** start RECORDS FOR THE EXERCISE **
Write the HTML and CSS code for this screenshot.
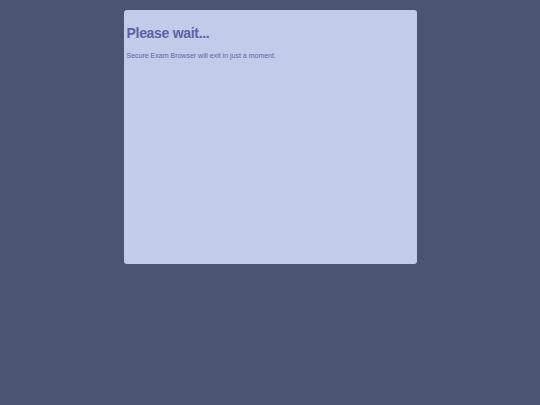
FILE: index.html
```html
<!DOCTYPE html>
<html>
<head>
<meta charset="utf-8">
<link rel="stylesheet" href="styles.css">
</head>
<body>
<div class="card">
  <h1 class="title">Please wait...</h1>
  <p class="msg">Secure Exam Browser will exit in just a moment.</p>
</div>
</body>
</html>
```
FILE: styles.css
```css
html, body {
  margin: 0;
  padding: 0;
  background: #4b5573;
  height: 100%;
}
body {
  display: flex;
  justify-content: center;
  align-items: flex-start;
  padding-top: 10px;
  box-sizing: border-box;
  font-family: "Comic Sans MS", "Liberation Sans", sans-serif;
  color: #5b63a6;
}
.card {
  width: 293px;
  height: 254px;
  background: #c3cbea;
  border-radius: 3px;
  box-sizing: border-box;
  padding: 15px 3px;
}
.title {
  margin: 0;
  font-size: 14px;
  font-weight: bold;
  line-height: 16px;
  letter-spacing: -0.3px;
}
.msg {
  margin: 10px 0 0;
  font-size: 7px;
  line-height: 9px;
}
```
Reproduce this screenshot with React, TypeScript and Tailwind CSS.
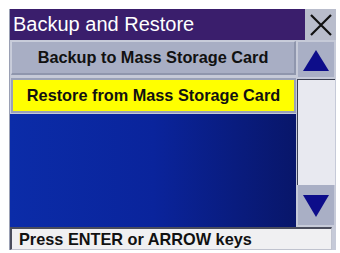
export default function App() {
  return (
    <div
      className="w-[340px] h-[253px] bg-white pt-[9px] pl-[9px] overflow-hidden"
      style={{ fontFamily: '"Liberation Sans", Arial, sans-serif' }}
    >
      <div className="w-[327px] h-[241px] bg-[#c6cad8] flex flex-col border-l border-[#9aa0b4]">
        {/* title bar */}
        <div className="flex h-[31px]">
          <div className="w-[295px] bg-[#3a1e6c] text-white text-[20px] leading-[31px] pl-[3px]">
            Backup and Restore
          </div>
          <div className="flex-1 bg-[#b9bdcc] flex items-center justify-center">
            <svg width="24" height="24" viewBox="0 0 24 24">
              <path d="M2 2 L22 22 M22 2 L2 22" stroke="#111" strokeWidth="2.2" />
            </svg>
          </div>
        </div>

        <div className="flex flex-1">
          {/* list */}
          <div className="w-[287px] flex flex-col">
            <div className="mt-[1px] ml-[1px] h-[34px] w-[285px] bg-[#a8aec4] border-t border-l border-[#c9cddb] border-b-2 border-r-2 border-b-[#8f96ad] border-r-[#8f96ad] flex items-center justify-center font-bold text-[16.3px] text-[#111]">
              Backup to Mass Storage Card
            </div>
            <div className="mt-[3px] ml-[1px] h-[35px] w-[285px] bg-[#ffff00] border-2 border-[#9aa1b8] flex items-center justify-center font-bold text-[16.3px] text-[#111]">
              Restore from Mass Storage Card
            </div>
            <div className="mt-[1px] flex-1 bg-gradient-to-r from-[#0b2ca8] via-[#0a249c] to-[#08166a]" />
          </div>

          {/* scroll bar */}
          <div className="flex-1 flex flex-col pl-[1px] pr-[2px]">
            <div className="mt-[2px] ml-[1px] h-[35px] w-[36px] bg-[#a9afc5] flex items-center justify-center">
              <svg width="28" height="24" viewBox="0 0 28 24">
                <polygon points="14,2 27,23 1,23" fill="#0d0d8a" />
              </svg>
            </div>
            <div className="mt-[2px] h-[106px] w-[38px] bg-[#e8e9f0] border-t border-l border-[#3b3f52]" />
            <div className="ml-[1px] h-[40px] w-[36px] bg-[#a9afc5] flex items-center justify-center">
              <svg width="28" height="26" viewBox="0 0 28 26">
                <polygon points="1,3 27,3 14,25" fill="#0d0d8a" />
              </svg>
            </div>
          </div>
        </div>

        {/* status bar */}
        <div className="h-[23px] w-[322px] bg-[#f0f0f2] border-t-2 border-l-2 border-[#4a4d5c] border-b border-r border-b-[#c0c3cf] border-r-[#c0c3cf] flex items-center pl-[7px] font-bold text-[16.3px] text-[#111]">
          Press ENTER or ARROW keys
        </div>
      </div>
    </div>
  );
}
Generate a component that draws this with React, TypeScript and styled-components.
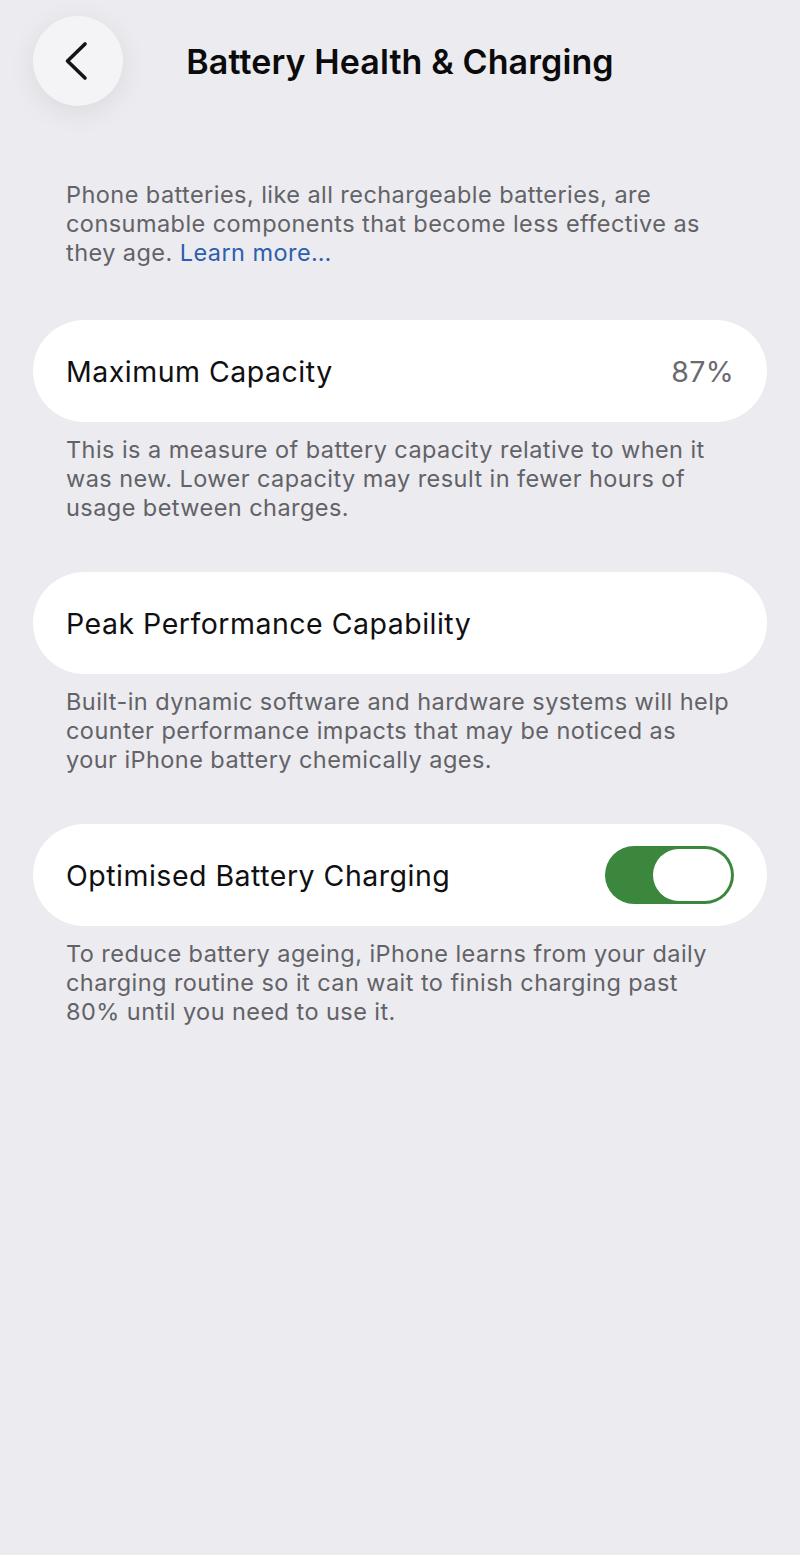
** end RECORDS FOR THE EXERCISE **
PROBLEM TO SOLVE: Exclude every picture and copy the remaining data exactly.

TASK OUTPUT:
Write the HTML and CSS code for this screenshot.
FILE: index.html
```html
<!DOCTYPE html>
<html>
<head>
<meta charset="utf-8">
<link rel="stylesheet" href="styles.css">
</head>
<body>
<div class="card">
  <h1 class="title">Please wait...</h1>
  <p class="msg">Secure Exam Browser will exit in just a moment.</p>
</div>
</body>
</html>
```
FILE: styles.css
```css
html, body {
  margin: 0;
  padding: 0;
  background: #4b5573;
  height: 100%;
}
body {
  display: flex;
  justify-content: center;
  align-items: flex-start;
  padding-top: 10px;
  box-sizing: border-box;
  font-family: "Comic Sans MS", "Liberation Sans", sans-serif;
  color: #5b63a6;
}
.card {
  width: 293px;
  height: 254px;
  background: #c3cbea;
  border-radius: 3px;
  box-sizing: border-box;
  padding: 15px 3px;
}
.title {
  margin: 0;
  font-size: 14px;
  font-weight: bold;
  line-height: 16px;
  letter-spacing: -0.3px;
}
.msg {
  margin: 10px 0 0;
  font-size: 7px;
  line-height: 9px;
}
```
Reproduce this screenshot with React, TypeScript and Tailwind CSS.
export default function App() {
  return (
    <div
      className="w-[340px] h-[253px] bg-white pt-[9px] pl-[9px] overflow-hidden"
      style={{ fontFamily: '"Liberation Sans", Arial, sans-serif' }}
    >
      <div className="w-[327px] h-[241px] bg-[#c6cad8] flex flex-col border-l border-[#9aa0b4]">
        {/* title bar */}
        <div className="flex h-[31px]">
          <div className="w-[295px] bg-[#3a1e6c] text-white text-[20px] leading-[31px] pl-[3px]">
            Backup and Restore
          </div>
          <div className="flex-1 bg-[#b9bdcc] flex items-center justify-center">
            <svg width="24" height="24" viewBox="0 0 24 24">
              <path d="M2 2 L22 22 M22 2 L2 22" stroke="#111" strokeWidth="2.2" />
            </svg>
          </div>
        </div>

        <div className="flex flex-1">
          {/* list */}
          <div className="w-[287px] flex flex-col">
            <div className="mt-[1px] ml-[1px] h-[34px] w-[285px] bg-[#a8aec4] border-t border-l border-[#c9cddb] border-b-2 border-r-2 border-b-[#8f96ad] border-r-[#8f96ad] flex items-center justify-center font-bold text-[16.3px] text-[#111]">
              Backup to Mass Storage Card
            </div>
            <div className="mt-[3px] ml-[1px] h-[35px] w-[285px] bg-[#ffff00] border-2 border-[#9aa1b8] flex items-center justify-center font-bold text-[16.3px] text-[#111]">
              Restore from Mass Storage Card
            </div>
            <div className="mt-[1px] flex-1 bg-gradient-to-r from-[#0b2ca8] via-[#0a249c] to-[#08166a]" />
          </div>

          {/* scroll bar */}
          <div className="flex-1 flex flex-col pl-[1px] pr-[2px]">
            <div className="mt-[2px] ml-[1px] h-[35px] w-[36px] bg-[#a9afc5] flex items-center justify-center">
              <svg width="28" height="24" viewBox="0 0 28 24">
                <polygon points="14,2 27,23 1,23" fill="#0d0d8a" />
              </svg>
            </div>
            <div className="mt-[2px] h-[106px] w-[38px] bg-[#e8e9f0] border-t border-l border-[#3b3f52]" />
            <div className="ml-[1px] h-[40px] w-[36px] bg-[#a9afc5] flex items-center justify-center">
              <svg width="28" height="26" viewBox="0 0 28 26">
                <polygon points="1,3 27,3 14,25" fill="#0d0d8a" />
              </svg>
            </div>
          </div>
        </div>

        {/* status bar */}
        <div className="h-[23px] w-[322px] bg-[#f0f0f2] border-t-2 border-l-2 border-[#4a4d5c] border-b border-r border-b-[#c0c3cf] border-r-[#c0c3cf] flex items-center pl-[7px] font-bold text-[16.3px] text-[#111]">
          Press ENTER or ARROW keys
        </div>
      </div>
    </div>
  );
}
Generate a component that draws this with React, TypeScript and styled-components.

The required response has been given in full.